Task directions
The records below must be transcribed exactly. Do not include the pictures.

(Rows from a dataset)
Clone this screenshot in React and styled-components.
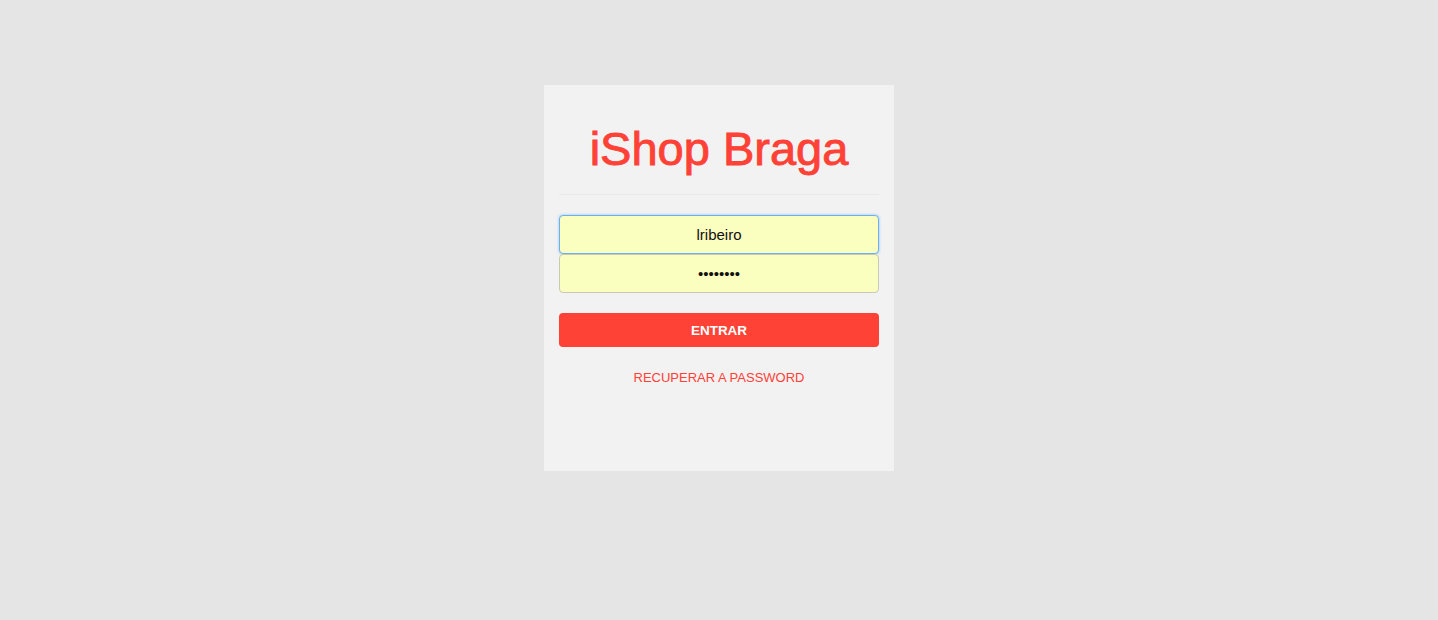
import React, { useState } from 'react';
import styled, { createGlobalStyle } from 'styled-components';

const GlobalStyle = createGlobalStyle`
  html, body {
    margin: 0;
    padding: 0;
    background: #e5e5e5;
    font-family: "Liberation Sans", Arial, Helvetica, sans-serif;
  }
`;

const Page = styled.div`
  min-height: 620px;
  display: flex;
  justify-content: center;
  align-items: flex-start;
  padding-top: 85px;
  box-sizing: border-box;
`;

const Card = styled.div`
  width: 350px;
  height: 386px;
  background: #f2f2f2;
  padding: 0 15px;
  box-sizing: border-box;
  display: flex;
  flex-direction: column;
`;

const Title = styled.h1`
  margin: 0;
  padding: 37px 0 18px;
  font-size: 47px;
  font-weight: normal;
  line-height: 54px;
  color: #ff4136;
  -webkit-text-stroke: 0.9px #ff4136;
  text-align: center;
  border-bottom: 1px solid #e9e9e9;
`;

const Form = styled.form`
  display: flex;
  flex-direction: column;
  margin-top: 20px;
`;

const Input = styled.input`
  height: 39px;
  box-sizing: border-box;
  border: 1px solid ${({ $focused }) => ($focused ? '#6ab0f2' : '#c9c9b8')};
  border-radius: 4px;
  background: #fafebf;
  text-align: center;
  font-family: "Liberation Sans", Arial, sans-serif;
  font-size: 15px;
  color: #111;
  outline: none;
  position: relative;
  box-shadow: ${({ $focused }) => ($focused ? '0 0 3px rgba(80,160,240,0.6)' : 'none')};
`;

const Button = styled.button`
  margin-top: 20px;
  height: 34px;
  border: none;
  border-radius: 4px;
  background: #ff4136;
  color: #fff;
  font-family: "Liberation Sans", Arial, sans-serif;
  font-weight: bold;
  font-size: 13.5px;
  cursor: pointer;
`;

const Link = styled.a`
  display: block;
  margin-top: 23px;
  text-align: center;
  color: #ff4136;
  font-size: 13px;
  text-decoration: none;
`;

export default function App() {
  const [user, setUser] = useState('lribeiro');
  const [pass, setPass] = useState('12345678');

  return (
    <>
      <GlobalStyle />
      <Page>
        <Card>
          <Title>iShop Braga</Title>
          <Form onSubmit={e => e.preventDefault()}>
            <Input $focused type="text" value={user} onChange={e => setUser(e.target.value)} />
            <Input type="password" value={pass} onChange={e => setPass(e.target.value)} />
            <Button type="submit">ENTRAR</Button>
          </Form>
          <Link href="#">RECUPERAR A PASSWORD</Link>
        </Card>
      </Page>
    </>
  );
}
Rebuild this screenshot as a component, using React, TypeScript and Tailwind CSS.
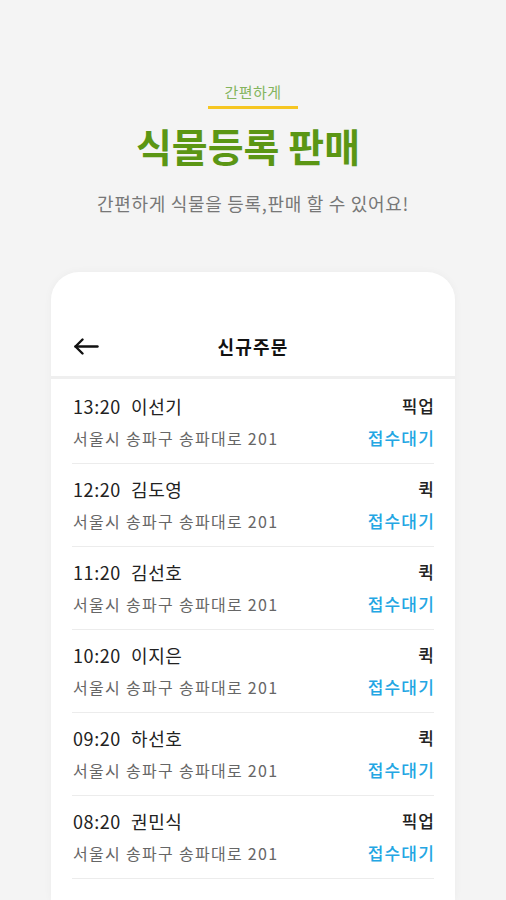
import React from 'react';

const orders = [
  { time: '13:20', name: '이선기', type: '픽업' },
  { time: '12:20', name: '김도영', type: '퀵' },
  { time: '11:20', name: '김선호', type: '퀵' },
  { time: '10:20', name: '이지은', type: '퀵' },
  { time: '09:20', name: '하선호', type: '퀵' },
  { time: '08:20', name: '권민식', type: '픽업' },
];

const font = { fontFamily: '"Noto Sans CJK KR", "Noto Sans", sans-serif' };

const App = () => {
  return (
    <div className="min-h-[900px] h-[900px] overflow-hidden bg-[#f4f4f4] flex flex-col items-center pt-[82px]" style={font}>
      {/* Intro */}
      <span className="text-[15px] leading-5 tracking-[0.5px] text-[#84b45e]">간편하게</span>
      <div className="mt-[4px] h-[3px] w-[90px] bg-[#f6c622]" />
      <h1 className="mt-[12px] pr-[10px] text-[39px] leading-[48px] font-bold text-[#5b9614]">식물등록 판매</h1>
      <p className="mt-[22px] text-[18px] leading-6 tracking-[0.7px] text-[#777777]">간편하게 식물을 등록,판매 할 수 있어요!</p>

      {/* Card */}
      <div className="mt-[57px] w-[404px] flex-1 bg-white rounded-t-[28px] shadow-[0_0_8px_rgba(0,0,0,0.04)] pt-[52px]">
        <div className="relative h-[44px] flex items-center justify-center">
          <svg className="absolute left-[22px] top-[14px]" width="26" height="17" viewBox="0 0 26 17" fill="none" stroke="#111" strokeWidth="2.4" strokeLinecap="round" strokeLinejoin="round">
            <path d="M24.5 8.5H2.5" />
            <path d="M9.5 1.5L2.5 8.5l7 7" />
          </svg>
          <span className="text-[18px] font-bold tracking-[1.2px] text-[#111]">신규주문</span>
        </div>
        <div className="mt-2 h-[3px] bg-[#efefef]" />

        <ul className="mx-[21px]">
          {orders.map((o, i) => (
            <li key={i} className={`flex flex-col gap-2 border-b border-[#ececec] pl-px pb-[13px] ${i === 0 ? 'pt-[15px]' : 'pt-[13px]'}`}>
              <div className="flex items-center justify-between h-6">
                <span className="text-[18px] tracking-[0.6px] text-[#222]">
                  {o.time}
                  <span className="ml-[10px]">{o.name}</span>
                </span>
                <span className="text-[17px] font-medium tracking-[1px] -mr-[1px] text-[#222]">{o.type}</span>
              </div>
              <div className="flex items-center justify-between h-6">
                <span className="text-[16px] tracking-[1.3px] text-[#666]">서울시 송파구 송파대로 201</span>
                <span className="text-[17px] font-medium tracking-[1.2px] -mr-[1px] text-[#23a6e3]">접수대기</span>
              </div>
            </li>
          ))}
        </ul>
      </div>
    </div>
  );
};

export default App;
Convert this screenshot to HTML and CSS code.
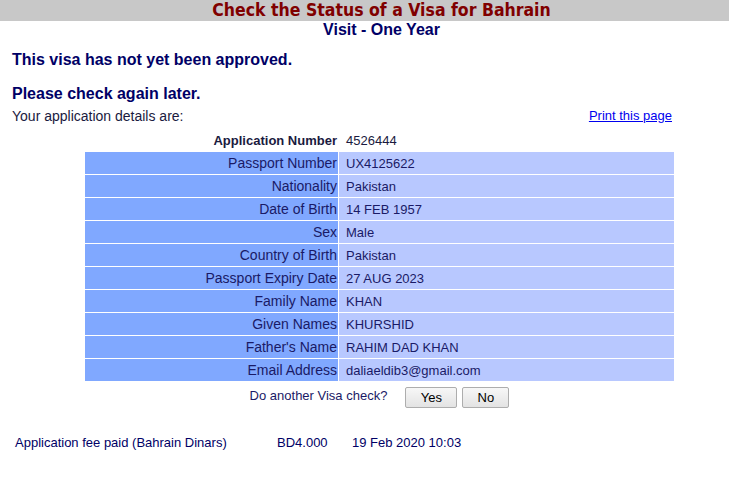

Final result
Clone this screenshot in React and styled-components.
import React, { useState } from 'react';
import styled, { createGlobalStyle } from 'styled-components';

const GlobalStyle = createGlobalStyle`
  html, body {
    margin: 0;
    padding: 0;
    background: #e5e5e5;
    font-family: "Liberation Sans", Arial, Helvetica, sans-serif;
  }
`;

const Page = styled.div`
  min-height: 620px;
  display: flex;
  justify-content: center;
  align-items: flex-start;
  padding-top: 85px;
  box-sizing: border-box;
`;

const Card = styled.div`
  width: 350px;
  height: 386px;
  background: #f2f2f2;
  padding: 0 15px;
  box-sizing: border-box;
  display: flex;
  flex-direction: column;
`;

const Title = styled.h1`
  margin: 0;
  padding: 37px 0 18px;
  font-size: 47px;
  font-weight: normal;
  line-height: 54px;
  color: #ff4136;
  -webkit-text-stroke: 0.9px #ff4136;
  text-align: center;
  border-bottom: 1px solid #e9e9e9;
`;

const Form = styled.form`
  display: flex;
  flex-direction: column;
  margin-top: 20px;
`;

const Input = styled.input`
  height: 39px;
  box-sizing: border-box;
  border: 1px solid ${({ $focused }) => ($focused ? '#6ab0f2' : '#c9c9b8')};
  border-radius: 4px;
  background: #fafebf;
  text-align: center;
  font-family: "Liberation Sans", Arial, sans-serif;
  font-size: 15px;
  color: #111;
  outline: none;
  position: relative;
  box-shadow: ${({ $focused }) => ($focused ? '0 0 3px rgba(80,160,240,0.6)' : 'none')};
`;

const Button = styled.button`
  margin-top: 20px;
  height: 34px;
  border: none;
  border-radius: 4px;
  background: #ff4136;
  color: #fff;
  font-family: "Liberation Sans", Arial, sans-serif;
  font-weight: bold;
  font-size: 13.5px;
  cursor: pointer;
`;

const Link = styled.a`
  display: block;
  margin-top: 23px;
  text-align: center;
  color: #ff4136;
  font-size: 13px;
  text-decoration: none;
`;

export default function App() {
  const [user, setUser] = useState('lribeiro');
  const [pass, setPass] = useState('12345678');

  return (
    <>
      <GlobalStyle />
      <Page>
        <Card>
          <Title>iShop Braga</Title>
          <Form onSubmit={e => e.preventDefault()}>
            <Input $focused type="text" value={user} onChange={e => setUser(e.target.value)} />
            <Input type="password" value={pass} onChange={e => setPass(e.target.value)} />
            <Button type="submit">ENTRAR</Button>
          </Form>
          <Link href="#">RECUPERAR A PASSWORD</Link>
        </Card>
      </Page>
    </>
  );
}
Rebuild this screenshot as a component, using React, TypeScript and Tailwind CSS.
import React from 'react';

const orders = [
  { time: '13:20', name: '이선기', type: '픽업' },
  { time: '12:20', name: '김도영', type: '퀵' },
  { time: '11:20', name: '김선호', type: '퀵' },
  { time: '10:20', name: '이지은', type: '퀵' },
  { time: '09:20', name: '하선호', type: '퀵' },
  { time: '08:20', name: '권민식', type: '픽업' },
];

const font = { fontFamily: '"Noto Sans CJK KR", "Noto Sans", sans-serif' };

const App = () => {
  return (
    <div className="min-h-[900px] h-[900px] overflow-hidden bg-[#f4f4f4] flex flex-col items-center pt-[82px]" style={font}>
      {/* Intro */}
      <span className="text-[15px] leading-5 tracking-[0.5px] text-[#84b45e]">간편하게</span>
      <div className="mt-[4px] h-[3px] w-[90px] bg-[#f6c622]" />
      <h1 className="mt-[12px] pr-[10px] text-[39px] leading-[48px] font-bold text-[#5b9614]">식물등록 판매</h1>
      <p className="mt-[22px] text-[18px] leading-6 tracking-[0.7px] text-[#777777]">간편하게 식물을 등록,판매 할 수 있어요!</p>

      {/* Card */}
      <div className="mt-[57px] w-[404px] flex-1 bg-white rounded-t-[28px] shadow-[0_0_8px_rgba(0,0,0,0.04)] pt-[52px]">
        <div className="relative h-[44px] flex items-center justify-center">
          <svg className="absolute left-[22px] top-[14px]" width="26" height="17" viewBox="0 0 26 17" fill="none" stroke="#111" strokeWidth="2.4" strokeLinecap="round" strokeLinejoin="round">
            <path d="M24.5 8.5H2.5" />
            <path d="M9.5 1.5L2.5 8.5l7 7" />
          </svg>
          <span className="text-[18px] font-bold tracking-[1.2px] text-[#111]">신규주문</span>
        </div>
        <div className="mt-2 h-[3px] bg-[#efefef]" />

        <ul className="mx-[21px]">
          {orders.map((o, i) => (
            <li key={i} className={`flex flex-col gap-2 border-b border-[#ececec] pl-px pb-[13px] ${i === 0 ? 'pt-[15px]' : 'pt-[13px]'}`}>
              <div className="flex items-center justify-between h-6">
                <span className="text-[18px] tracking-[0.6px] text-[#222]">
                  {o.time}
                  <span className="ml-[10px]">{o.name}</span>
                </span>
                <span className="text-[17px] font-medium tracking-[1px] -mr-[1px] text-[#222]">{o.type}</span>
              </div>
              <div className="flex items-center justify-between h-6">
                <span className="text-[16px] tracking-[1.3px] text-[#666]">서울시 송파구 송파대로 201</span>
                <span className="text-[17px] font-medium tracking-[1.2px] -mr-[1px] text-[#23a6e3]">접수대기</span>
              </div>
            </li>
          ))}
        </ul>
      </div>
    </div>
  );
};

export default App;
Convert this screenshot to HTML and CSS code.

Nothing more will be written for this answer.